The short answer is, most of the reforms we propose could be done within existing constitutional constraints. There is, however, a debate about the wealth tax. While conservatives have claimed that a wealth tax will run up against constitutional strictures on direct taxation, legal scholar Bruce Ackerman has compellingly argued that changes to the Constitution are unnecessary. Under his reading, the Fourteenth Amendment severed not only the racist three-fifths compromise but also the strictures on taxation that went along with it.
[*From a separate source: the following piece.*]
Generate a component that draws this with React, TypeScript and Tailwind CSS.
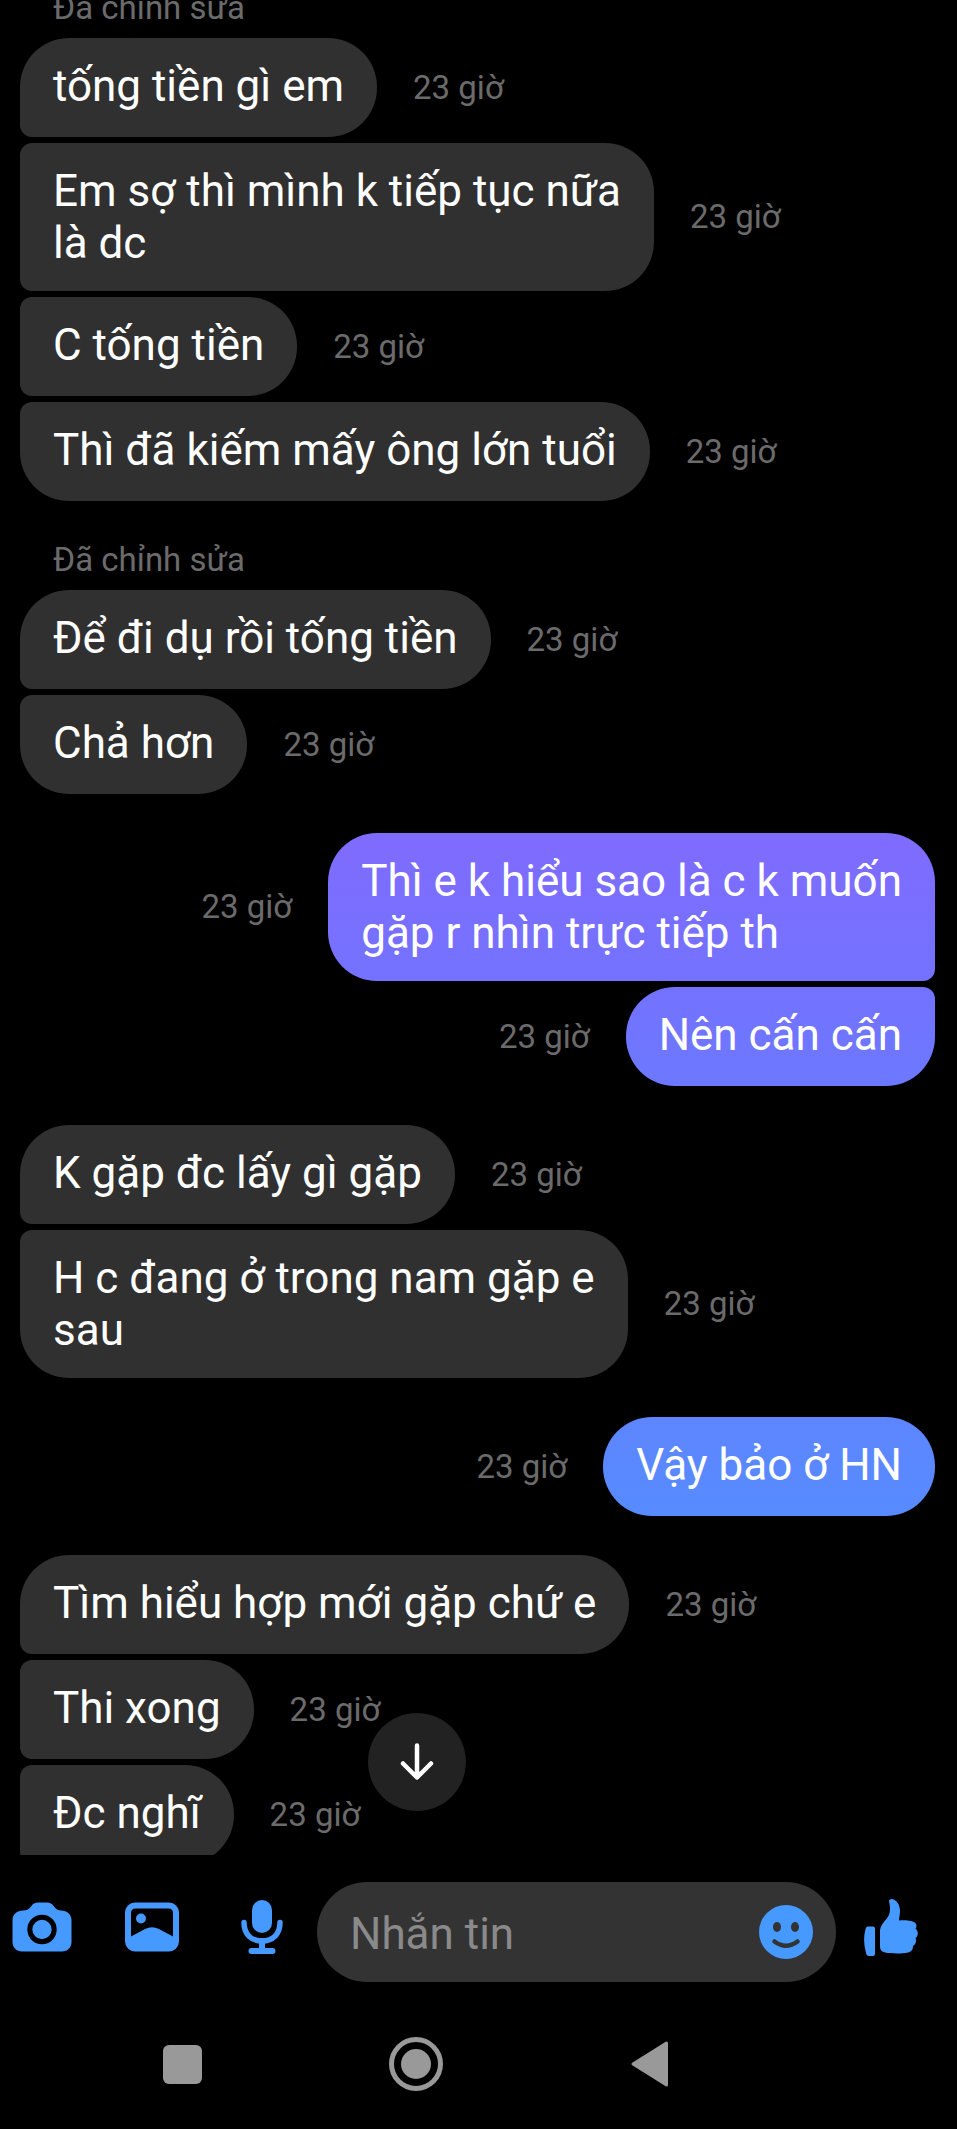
import { useState } from 'react'

type Mensagem = {
  text: string
  time: string
  mine?: boolean
  shape: string
  color?: string
  edited?: boolean
  newGroup?: boolean
}

const first = 'rounded-[49px] rounded-bl-xl'
const middle = 'rounded-[49px] rounded-l-xl'
const last = 'rounded-[49px] rounded-tl-xl'

const messages: Mensagem[] = [
  { text: 'tống tiền gì em', time: '23 giờ', shape: first, edited: true },
  { text: 'Em sợ thì mình k tiếp tục nữa\nlà dc', time: '23 giờ', shape: middle },
  { text: 'C tống tiền', time: '23 giờ', shape: middle },
  { text: 'Thì đã kiếm mấy ông lớn tuổi', time: '23 giờ', shape: last },
  { text: 'Để đi dụ rồi tống tiền', time: '23 giờ', shape: first, edited: true, newGroup: true },
  { text: 'Chả hơn', time: '23 giờ', shape: last },
  {
    text: 'Thì e k hiểu sao là c k muốn\ngặp r nhìn trực tiếp th',
    time: '23 giờ',
    mine: true,
    shape: 'rounded-[49px] rounded-br-xl',
    color: 'bg-linear-to-b from-[#7f6bff] to-[#7472ff]',
    newGroup: true,
  },
  {
    text: 'Nên cấn cấn',
    time: '23 giờ',
    mine: true,
    shape: 'rounded-[49px] rounded-tr-xl',
    color: 'bg-linear-to-b from-[#7372ff] to-[#6c78ff]',
  },
  { text: 'K gặp đc lấy gì gặp', time: '23 giờ', shape: first, newGroup: true },
  { text: 'H c đang ở trong nam gặp e\nsau', time: '23 giờ', shape: last },
  {
    text: 'Vậy bảo ở HN',
    time: '23 giờ',
    mine: true,
    shape: 'rounded-[49px]',
    color: 'bg-linear-to-b from-[#5d85ff] to-[#578bff]',
    newGroup: true,
  },
  { text: 'Tìm hiểu hợp mới gặp chứ e', time: '23 giờ', shape: first, newGroup: true },
  { text: 'Thi xong', time: '23 giờ', shape: middle },
  { text: 'Đc nghĩ', time: '23 giờ', shape: middle },
]

function Message({ message }: { message: Mensagem }) {
  return (
    <li className={message.newGroup ? 'mt-[39px]' : 'mt-[6px] first:mt-0'}>
      {message.edited && (
        <p className="mb-[10px] pl-[33px] text-[33px] leading-[40px] text-[#6b6b6b]">Đã chỉnh sửa</p>
      )}
      <div className={`flex items-center gap-[36px] ${message.mine ? 'flex-row-reverse' : ''}`}>
        <p
          className={`min-h-[99px] whitespace-pre px-[33px] py-[22px] text-[44px] leading-[52px] text-white ${message.shape} ${message.color ?? 'bg-[#303030]'}`}
        >
          {message.text}
        </p>
        <time className="text-[33px] leading-[40px] text-[#6b6b6b]">{message.time}</time>
      </div>
    </li>
  )
}

function CameraIcon() {
  return (
    <svg viewBox="0 0 60 50" className="h-[50px] w-[60px]" fill="none">
      <path
        d="M11 8.500 C15 8.500 17 7 19 4.500 C21 1.500 23 .5 26 .5 H35 C38 .5 40 1.500 42 4.500 C44 7 46 8.500 49 8.500 C55 8.500 59.500 12.500 59.500 18 V40 C59.500 45.500 55.500 49.500 50 49.500 H10 C4.500 49.500 .5 45.500 .5 40 V18 C.5 12.500 5 8.500 11 8.500 Z"
        fill="#4599ff"
      />
      <circle cx="30" cy="27.500" r="12.200" stroke="#000" strokeWidth="5" />
    </svg>
  )
}

function ImageIcon() {
  return (
    <svg viewBox="0 0 54 50" className="h-[50px] w-[54px]">
      <rect x="0" y=".5" width="54" height="49" rx="10" fill="#4599ff" />
      <path
        d="M6 11 Q6 6.500 10.500 6.500 H43.500 Q48 6.500 48 11 V34.500 L34 27 Q27 23.500 20 27 L6 34.500 Z"
        fill="#000"
      />
      <circle cx="16" cy="16.500" r="5" fill="#4599ff" />
    </svg>
  )
}

function MicIcon() {
  return (
    <svg viewBox="0 0 42 54" className="h-[54px] w-[42px]" fill="none" stroke="#4599ff" strokeLinecap="round">
      <rect x="11" y="0" width="20" height="33" rx="10" fill="#4599ff" stroke="none" />
      <path d="M3 22.500 C3 34 10 41 21 41 C32 41 39 34 39 22.500" strokeWidth="5.500" />
      <path d="M21 41 V50" strokeWidth="6" />
      <path d="M10.500 51 H31.500" strokeWidth="6" />
    </svg>
  )
}

function SmileIcon() {
  return (
    <svg viewBox="0 0 54 54" className="size-[54px]">
      <circle cx="27" cy="27" r="27" fill="#4599ff" />
      <ellipse cx="18" cy="22" rx="4" ry="5" fill="#333" />
      <ellipse cx="36" cy="22" rx="4" ry="5" fill="#333" />
      <path d="M15.500 36.500 Q27 45 38.500 36.500" fill="none" stroke="#333" strokeWidth="4.500" strokeLinecap="round" />
    </svg>
  )
}

function LikeIcon() {
  return (
    <svg viewBox="0 0 54 57" className="h-[57px] w-[54px]" fill="#4599ff">
      <path d="M3.500 27.500 H9 Q11 27.500 11 29.500 V55 Q11 57 9 57 H5 Q2.500 57 2 54 Q-1.500 42 1.500 30 Q2 27.500 3.500 27.500 Z" />
      <path d="M25 2 Q25 0 28 0 C33 1 36 6 36 12 C36 16 35 19 35 21.500 C40 21 47 21.500 50 23 C53 24.500 53 28 51.500 29.500 C54.500 32 54.500 37 51.500 39 C53 42 51.500 46 49 47 C49 51 47 53 44 53.500 C37 55 27 54.500 21 53.500 C18 53 16 51 16 48 V32 C16 28 19 24 22 20.500 C26 16 27 11 25 2 Z" />
    </svg>
  )
}

export default function App() {
  const [draft, setDraft] = useState('')

  return (
    <div className="flex h-screen flex-col bg-black font-[Roboto,sans-serif]">
      <main className="relative min-h-0 flex-1 overflow-hidden">
        {/* the list is scrolled a little past the first label */}
        <ul className="-mt-3 pl-5 pr-[22px]">
          {messages.map((message, i) => (
            <Message key={i} message={message} />
          ))}
        </ul>
        <button
          aria-label="Cuộn xuống"
          className="absolute bottom-11 left-[368px] flex size-[98px] items-center justify-center rounded-full bg-[#222]"
        >
          <svg viewBox="0 0 34 38" className="h-[38px] w-[34px]" fill="none" stroke="#fff" strokeWidth="4.500" strokeLinecap="round" strokeLinejoin="round">
            <path d="M17 2.500 V34 M3 20.500 L17 34.500 L31 20.500" />
          </svg>
        </button>
      </main>

      <form className="flex items-start pb-[17px] pt-[27px]" onSubmit={(e) => e.preventDefault()}>
        <div className="flex gap-[26px] pr-[13px]">
          <button type="button" aria-label="Máy ảnh" className="flex h-[90px] w-[84px] items-center justify-center">
            <CameraIcon />
          </button>
          <button type="button" aria-label="Ảnh" className="flex h-[90px] w-[84px] items-center justify-center">
            <ImageIcon />
          </button>
          <button type="button" aria-label="Ghi âm" className="flex h-[90px] w-[84px] items-center justify-center">
            <MicIcon />
          </button>
        </div>
        <div className="flex h-[100px] min-w-0 flex-1 items-center rounded-full bg-[#333] pl-[33px] pr-[23px]">
          <input
            aria-label="Nhắn tin"
            placeholder="Nhắn tin"
            value={draft}
            onChange={(e) => setDraft(e.target.value)}
            className="min-w-0 flex-1 bg-transparent pt-[3px] text-[44px] leading-[52px] text-white outline-none placeholder:text-[#8a8a8a]"
          />
          <button type="button" aria-label="Biểu tượng cảm xúc">
            <SmileIcon />
          </button>
        </div>
        <button type="button" aria-label="Thích" className="mr-[11px] flex h-[90px] w-[110px] items-center justify-center">
          <LikeIcon />
        </button>
      </form>

      <nav className="flex h-[130px] pl-[65px]">
        <button aria-label="Gần đây" className="flex w-[234px] items-center justify-center">
          <span className="size-[39px] rounded-md bg-[#999]" />
        </button>
        <button aria-label="Trang chủ" className="flex w-[234px] items-center justify-center">
          <svg viewBox="0 0 54 54" className="size-[54px]">
            <circle cx="27" cy="27" r="24.500" fill="none" stroke="#999" strokeWidth="5" />
            <circle cx="27" cy="27" r="15" fill="#999" />
          </svg>
        </button>
        <button aria-label="Quay lại" className="flex w-[234px] items-center justify-center">
          <svg viewBox="0 0 38 46" className="h-[46px] w-[38px]">
            <path d="M2 23 L35.500 2 V44 Z" fill="#999" stroke="#999" strokeWidth="3" strokeLinejoin="round" />
          </svg>
        </button>
      </nav>
    </div>
  )
}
For him and other scholars, the Sixteenth Amendment, which allows income taxes, was a legally unnecessary political gambit by the Taft administration: Congress can and always could impose wealth taxes, financial transaction taxes, or nearly any other impost that they can conceive of.
Nonetheless, the conservative Roberts Court is unlikely to be sympathetic to that argument, and Mitch McConnell’s Senate is likely to see any of the ideas above as unthinkable, “full-bore socialism.”
The path forward is to pass the wealth tax, alongside other progressive measures, and pair it with judicial and institutional reforms to undo Senate Republicans’ hard-right court-packing after the Merrick Garland episode and overhaul the Senate itself. Ultimately, so long as our government has a structural counter-majoritarian bias, a pro-majority tax structure will be difficult to institute.